If $A$ is a such matrix then $A=0$:
Proof: Lat $A$ such that $AM_1M_2=AM_1AM_2$ for all $M_1,M_2$:
In particular (for $M_1=M_2=I_n$) we obtain $A=A^2$, hence the polynomial $X^2-X=X(X-1)$ is annihilator of $A$, and it follow that $A$ is diagonalizable. we denote $D=\text{diag}(\lambda_1\ldots,\lambda_n)$, then $A=P^{-1}DP$ for some invertible matrix $P$ and $\lambda_i$ the eigenvalues of $A$ , it is clear that $\lambda_i\in \{0,1\}$ for all $i$. In the equation we can omit $M_2$ (by $M_2=I_n$), now we obtain $AM=AMA$ for all $M$, so $P^{-1}DPM=P^{-1}DPMP^{-1}DP$ for all $M$. also $D(PMP^{-1})=D(PMP^{-1})D$ for all $M$.
We know that the map $M\mapsto P^{-1}MP$ is bijective: now we obtain that $DM=DMD$ for all $M$. If we denote $M=(a_{i,j})$, the last equation is equivalent to $\lambda_ia_{i,j}=\lambda_i\lambda_ja_{i,j}$ that is $\lambda_ia_{i,j}(1-\lambda_j)=0$, since $D$ is not invertible ($A$ is not invertible $\text{rank}(A)<n$ ) there is $j_0$ such that $\lambda_{j_0}=0$, by taking $a_{i,j}=1$ for all $i,j$ we obtain $\lambda_i(1-\lambda_{j_0})=0$ for all $i$ , that is $\lambda_i=0$ for all $i$, Then $D=0$, it follow that $A=0$.

Answer 2

$\newcommand{\M}[0]{\mathcal M}$Let $\M$ be the algebra of $n \times n$ matrices, and consider the map $$ f : \M \to \M, \qquad f(M) = AM. $$ The hypothesis implies that $f$ is a homomorphism of algebras.

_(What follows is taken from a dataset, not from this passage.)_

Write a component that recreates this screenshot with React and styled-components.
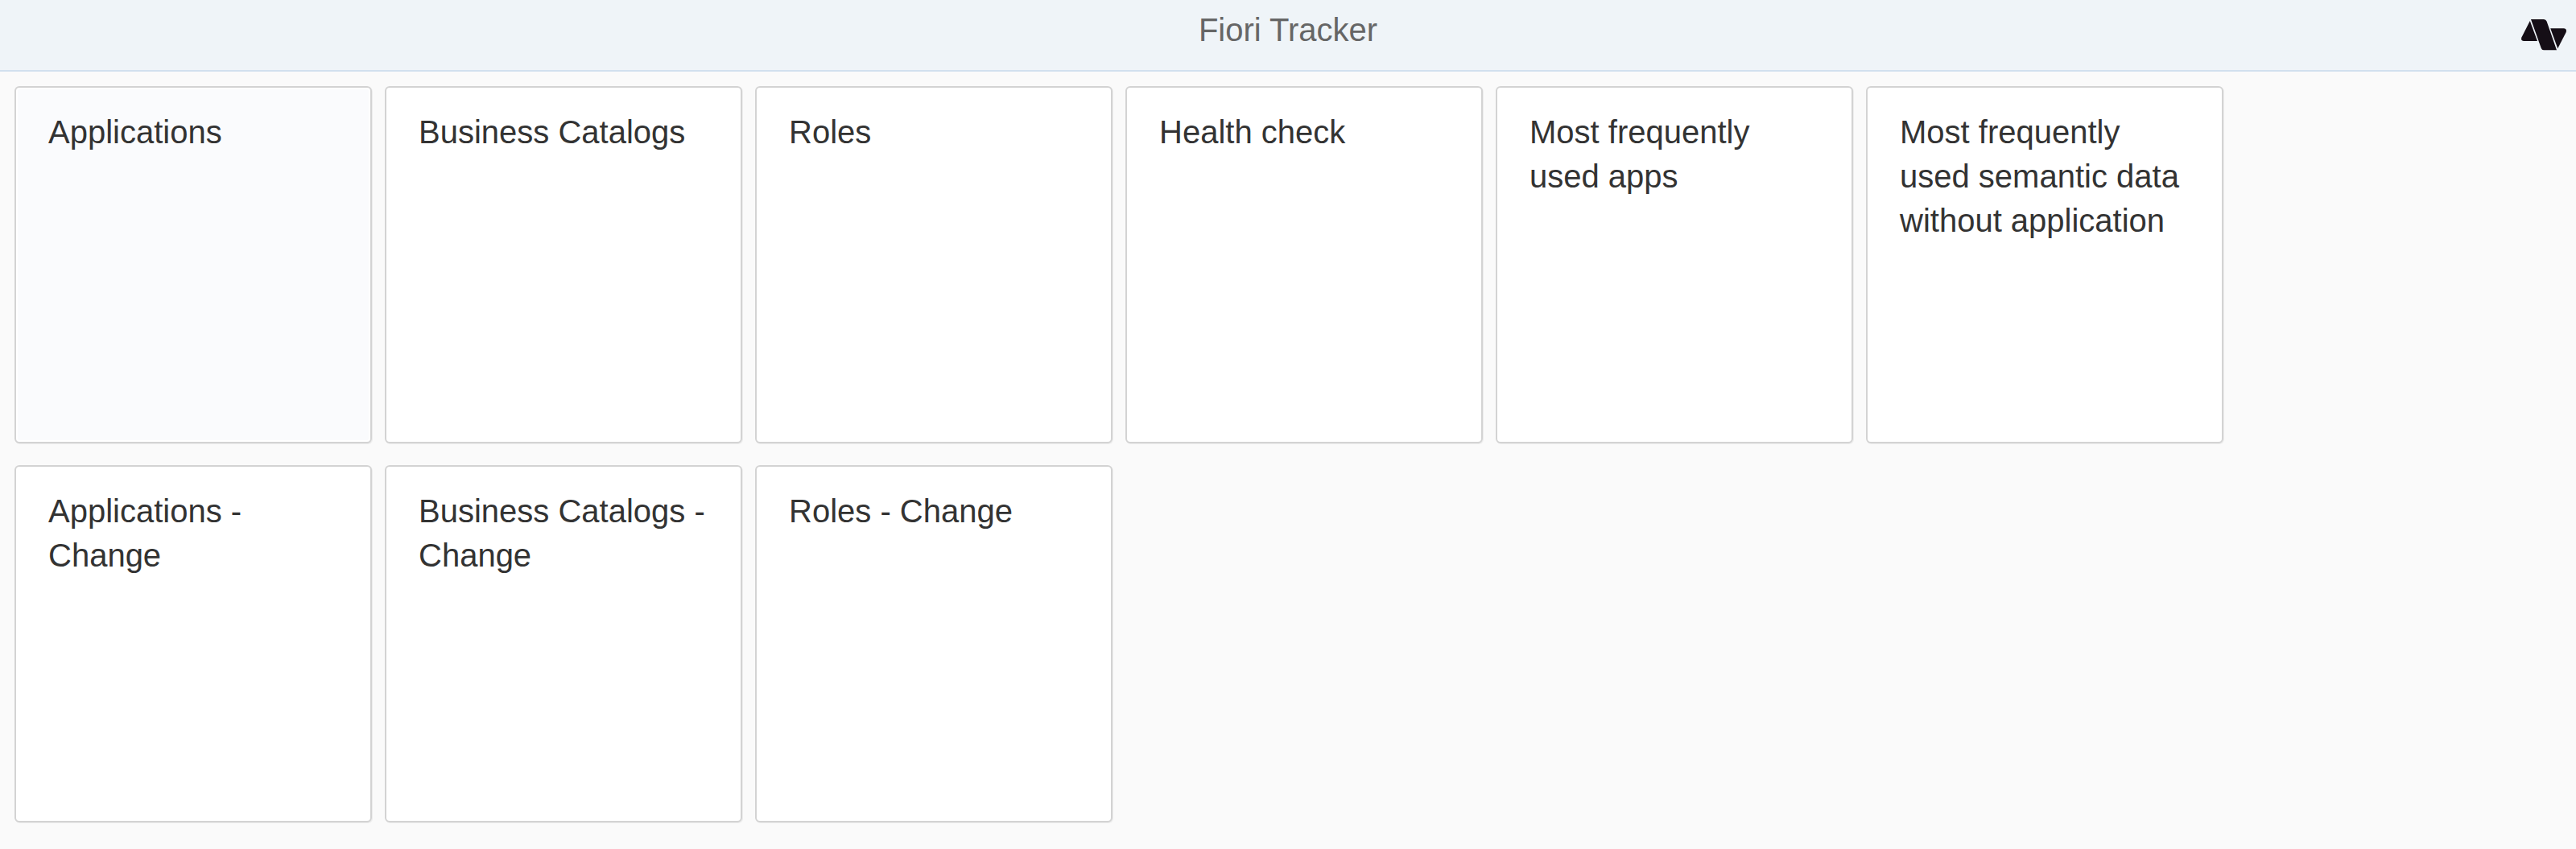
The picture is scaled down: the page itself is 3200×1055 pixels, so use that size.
import React from "react";
import styled, { createGlobalStyle } from "styled-components";

const GlobalStyle = createGlobalStyle`
  body {
    margin: 0;
    background: #fafafa;
    font-family: "Liberation Sans", Arial, sans-serif;
  }
`;

const Page = styled.div`
  display: flex;
  flex-direction: column;
  min-height: 1055px;
`;

const Header = styled.header`
  display: grid;
  grid-template-columns: 1fr auto 1fr;
  box-sizing: border-box;
  height: 89px;
  background: #eff4f8;
  border-bottom: 2px solid #d1e0ee;
`;

const Title = styled.h1`
  grid-column: 2;
  margin: 0;
  padding-top: 10px;
  font-size: 40px;
  font-weight: 400;
  line-height: 55px;
  color: #666666;
`;

const Logo = styled.svg`
  display: block;
  justify-self: end;
  width: 60px;
  height: 42px;
  margin: 22px 10px 0 0;
`;

const TileRows = styled.main`
  display: flex;
  flex-direction: column;
  gap: 27px;
  padding: 18px;
`;

const TileRow = styled.section`
  display: flex;
  gap: 16px;
`;

const Tile = styled.article`
  box-sizing: border-box;
  width: 444px;
  height: 444px;
  padding: 28px 40px;
  border: 2px solid #d3d3d3;
  border-radius: 6px;
  background: ${(p) => (p.$active ? "#fafbfd" : "#ffffff")};
  box-shadow: ${(p) => (p.$active ? "inset 0 0 0 2px #ffffff, " : "")}1px 1px 0 #ededed;
`;

const TileTitle = styled.h2`
  margin: 0;
  font-size: 40px;
  font-weight: 400;
  line-height: 55px;
  color: #333333;
`;

const rows = [
  [
    "Applications",
    "Business Catalogs",
    "Roles",
    "Health check",
    "Most frequently used apps",
    "Most frequently used semantic data without application",
  ],
  ["Applications - Change", "Business Catalogs - Change", "Roles - Change"],
];

export default function App() {
  return (
    <Page>
      <GlobalStyle />
      <Header>
        <Title>Fiori Tracker</Title>
        <Logo viewBox="3130 22 60 42" fill="#150e16" aria-hidden="true">
          <path d="M3142.8 26 L3152 51 H3135 Q3131 50.5 3132.4 46.5 Z" />
          <path d="M3144 24 H3160 Q3162.6 24 3163.6 26.5 L3176 62.3 H3160 Q3157.6 62.3 3156.8 60 Z" />
          <path d="M3168.2 35.3 H3185 Q3189 36 3187.7 40 L3177.3 60.3 Z" />
        </Logo>
      </Header>
      <TileRows>
        {rows.map((titles) => (
          <TileRow key={titles[0]}>
            {titles.map((title) => (
              <Tile key={title} $active={title === "Applications"}>
                <TileTitle>{title}</TileTitle>
              </Tile>
            ))}
          </TileRow>
        ))}
      </TileRows>
    </Page>
  );
}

Now $\M$ is a simple ring, so that by considering $\ker(f)$ we see that

• either $\ker(f) = \M$, so that $f$ is the zero map - this can only happen of course when $A = 0$, a case that has been excluded,
• or $\ker(f) = \{ 0 \}$, so that $f$ is injective, and thus an isomorphism - this is because $f$ is also a linear map - it follows that $A$ is invertible (there must be $M$ such that $AM = f(M) = I$, the identity matrix), again a case that has been excluded.

In the case when $A$ has rank $n$, we see immediately that we must have $A = I$.

Answer 3

An alternative answer, in the spirit of that of Hamou.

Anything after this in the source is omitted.